There is a serious rift dividing the U.S. and other members of NATO. The alliance’s future is vague. It has never happened before but the differences over defense spending and “free riding” appear to be insurmountable at present. The things could be temporarily smoothed over but the problem will remain. NATO may lose relevance. New alliances may emerge, such as a group of European states led by Germany, the U.S. alliance with pro-American European nations such as Poland and the Baltic States, or the recently emerged “mini-NATO” including Georgia, Ukraine and Moldova.
Georgia may find the U.S. major non-NATO ally (MNNA) status even more important than North Atlantic membership. A lot depends on the results of the NATO summit and its fallout. The Trump-Putin summit can also change a lot of things to make Georgia reconsider foreign policy priorities.
NATO membership may look to be very close and never become real with obligations to shoulder and no commitments on the part of the alliance in return. This situation has been lasting for a long time with solemn promises to give and new “programs” offered instead of real membership. The MNNA status may be a coveted goal too but what does it change? The country will be told what to do and how much to spend on defense not to be called a free-rider. The U.S. will have a springboard in the volatile region but Georgia’s security would be reduced as it would become a target for Russian military, be it a NATO member or a privileged U.S. ally.

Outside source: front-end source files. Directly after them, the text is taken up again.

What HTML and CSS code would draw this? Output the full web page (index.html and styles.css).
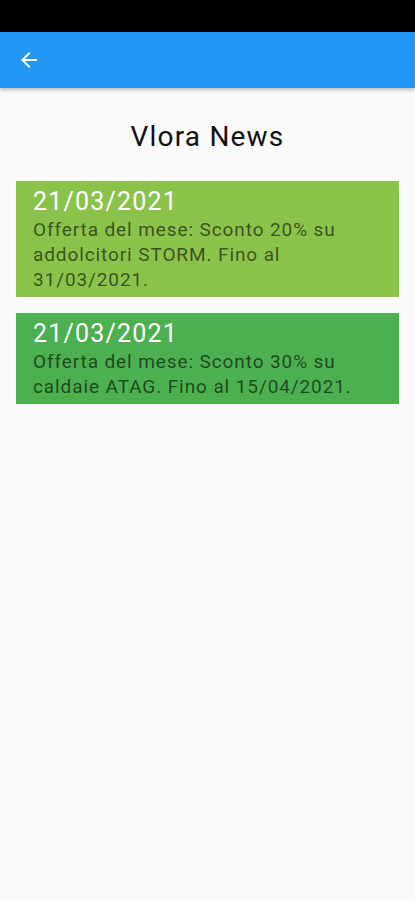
FILE: index.html
```html
<!DOCTYPE html>
<html lang="it">
<head>
<meta charset="utf-8">
<link rel="stylesheet" href="styles.css">
</head>
<body>
<div class="status"></div>
<header class="appbar">
  <button class="back" aria-label="Indietro">
    <svg width="24" height="24" viewBox="0 0 24 24"><path d="M20 11H7.83l5.59-5.59L12 4l-8 8 8 8 1.41-1.41L7.83 13H20v-2z" fill="#fff"/></svg>
  </button>
</header>
<main class="content">
  <h1 class="title">Vlora News</h1>
  <div class="list">
    <article class="card card-light">
      <div class="date">21/03/2021</div>
      <p class="text">Offerta del mese: Sconto 20% su addolcitori STORM. Fino al 31/03/2021.</p>
    </article>
    <article class="card card-dark">
      <div class="date">21/03/2021</div>
      <p class="text">Offerta del mese: Sconto 30% su caldaie ATAG. Fino al 15/04/2021.</p>
    </article>
  </div>
</main>
</body>
</html>
```
FILE: styles.css
```css
html, body {
  margin: 0;
  padding: 0;
  background: #fafafa;
  font-family: Roboto, "Noto Sans", sans-serif;
}
.status {
  height: 32px;
  background: #000;
}
.appbar {
  height: 56px;
  background: #2196f3;
  display: flex;
  align-items: center;
  padding-left: 17px;
  box-shadow: 0 2px 4px rgba(0,0,0,0.25);
  position: relative;
}
.back {
  border: 0;
  background: none;
  padding: 0;
  width: 24px;
  height: 24px;
  display: flex;
}
.content {
  padding: 0 16px;
}
.title {
  margin: 0;
  padding-top: 31px;
  height: 36px;
  line-height: 36px;
  text-align: center;
  font-size: 28px;
  letter-spacing: 1.2px;
  font-weight: 400;
  color: #111;
}
.list {
  margin-top: 26px;
  display: flex;
  flex-direction: column;
  gap: 16px;
}
.card {
  padding: 6px 17px 5px;
  box-shadow: 0 5px 6px rgba(255,255,255,0.9), 0 2px 3px rgba(0,0,0,0.06);
}
.card-light { background: #8bc34a; }
.card-dark { background: #4caf50; }
.date {
  color: #fff;
  font-size: 25px;
  letter-spacing: 1.2px;
  line-height: 30px;
}
.text {
  margin: 0;
  color: rgba(0,0,0,0.6);
  font-size: 19px;
  letter-spacing: 0.9px;
  line-height: 25px;
}
```
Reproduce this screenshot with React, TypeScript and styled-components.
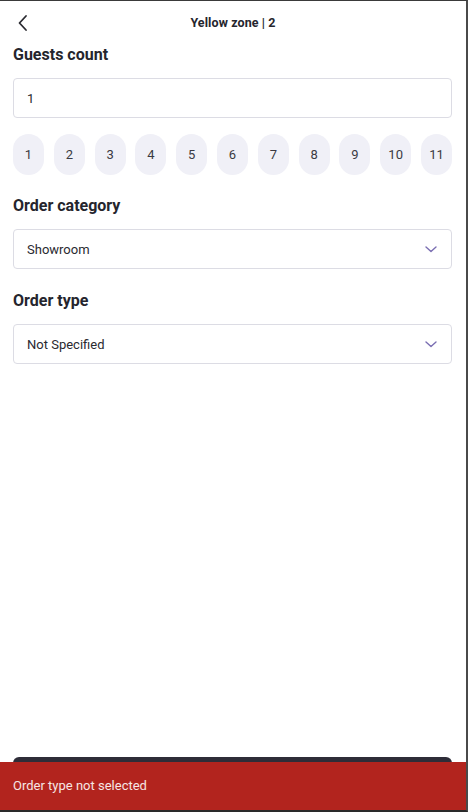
import React from "react";
import styled, { createGlobalStyle } from "styled-components";

const Global = createGlobalStyle`
  html, body { margin: 0; padding: 0; background: #ffffff; }
  body { font-family: Roboto, "Liberation Sans", sans-serif; }
  * { box-sizing: border-box; }
`;

const Frame = styled.div`
  position: relative;
  width: 468px;
  height: 812px;
  background: #ffffff;
  border-top: 1px solid #3a3a3a;
  border-right: 2px solid #4a4a4a;
  border-bottom: 2px solid #2a2a2a;
  display: flex;
  flex-direction: column;
  overflow: hidden;
  color: #25252d;
`;

const Header = styled.header`
  position: relative;
  height: 43px;
  display: flex;
  align-items: center;
  justify-content: center;
  flex-shrink: 0;
`;

const BackButton = styled.button`
  position: absolute;
  left: 13px;
  top: 11px;
  width: 20px;
  height: 22px;
  padding: 0;
  border: 0;
  background: transparent;
  display: flex;
  align-items: center;
  justify-content: center;
`;

const Title = styled.h1`
  margin: 0;
  font-size: 12.5px;
  font-weight: 700;
  color: #25252d;
  letter-spacing: 0.1px;
`;

const Content = styled.main`
  flex: 1;
  display: flex;
  flex-direction: column;
  padding: 0 14px 0 13px;
`;

const Section = styled.section<{ $gap?: number }>`
  display: flex;
  flex-direction: column;
  margin-bottom: ${(p) => p.$gap ?? 0}px;
`;

const Label = styled.h2`
  margin: 0;
  height: 24px;
  line-height: 22px;
  font-size: 16px;
  font-weight: 700;
  color: #25252d;
  margin-bottom: 10px;
`;

const Field = styled.div`
  height: 40px;
  border: 1px solid #dcdce4;
  border-radius: 4px;
  display: flex;
  align-items: center;
  justify-content: space-between;
  padding: 0 13px 0 13px;
  font-size: 13px;
  color: #2a2a30;
`;

const Chips = styled.div`
  display: flex;
  justify-content: space-between;
  margin-top: 16px;
`;

const Chip = styled.button`
  width: 31px;
  height: 41px;
  border: 0;
  border-radius: 16px;
  background: #f0f0f7;
  padding: 0;
  font-family: Roboto, "Liberation Sans", sans-serif;
  font-size: 13px;
  color: #3a3a42;
  display: flex;
  align-items: center;
  justify-content: center;
`;

const Footer = styled.div`
  padding: 0 14px 0 13px;
  flex-shrink: 0;
`;

const PrimaryButton = styled.button`
  width: 100%;
  height: 48px;
  border: 0;
  border-radius: 6px;
  background: #2e2d38;
  margin-bottom: 5px;
`;

const Snackbar = styled.div`
  position: absolute;
  left: 0;
  right: 0;
  bottom: 0;
  height: 48px;
  background: #b2241e;
  color: #f6e6e4;
  font-size: 13px;
  display: flex;
  align-items: center;
  padding-left: 13px;
  padding-bottom: 1px;
`;

const Chevron = () => (
  <svg width="14" height="10" viewBox="0 0 14 10" fill="none">
    <path d="M2 3 L7 7.5 L12 3" stroke="#7a6eb2" strokeWidth="1.4" strokeLinecap="round" strokeLinejoin="round" />
  </svg>
);

const Select = ({ value }: { value: string }) => (
  <Field>
    <span>{value}</span>
    <Chevron />
  </Field>
);

export default function App() {
  const counts = Array.from({ length: 11 }, (_, i) => i + 1);
  return (
    <>
      <Global />
      <Frame>
        <Header>
          <BackButton aria-label="Back">
            <svg width="12" height="18" viewBox="0 0 12 18" fill="none">
              <path d="M9 2 L2.5 9 L9 16" stroke="#2a2a30" strokeWidth="1.8" strokeLinecap="round" strokeLinejoin="round" />
            </svg>
          </BackButton>
          <Title>Yellow zone | 2</Title>
        </Header>
        <Content>
          <Section $gap={20}>
            <Label>Guests count</Label>
            <Field>1</Field>
            <Chips>
              {counts.map((n) => (
                <Chip key={n}>{n}</Chip>
              ))}
            </Chips>
          </Section>
          <Section $gap={21}>
            <Label>Order category</Label>
            <Select value="Showroom" />
          </Section>
          <Section>
            <Label>Order type</Label>
            <Select value="Not Specified" />
          </Section>
        </Content>
        <Footer>
          <PrimaryButton />
        </Footer>
        <Snackbar>Order type not selected</Snackbar>
      </Frame>
    </>
  );
}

If the July 16 Trump-Putin summit ends as expected to launch the process of gradual normalization of the relations, then Georgia will have a slim chance of formally becoming a member of NATO or a U.S.-led anti-Russian alliance. It’ll have to face a new reality as new European security architecture will be emerging.
Geographic, economic and political factors dictate the need for launching a dialogue with Russia on new security arrangements, taking into consideration the ongoing changes and emerging trends. This policy will enhance Georgia’s security in a much more efficient way than losing sovereignty to become a pawn in the games plays by NATO or the United States.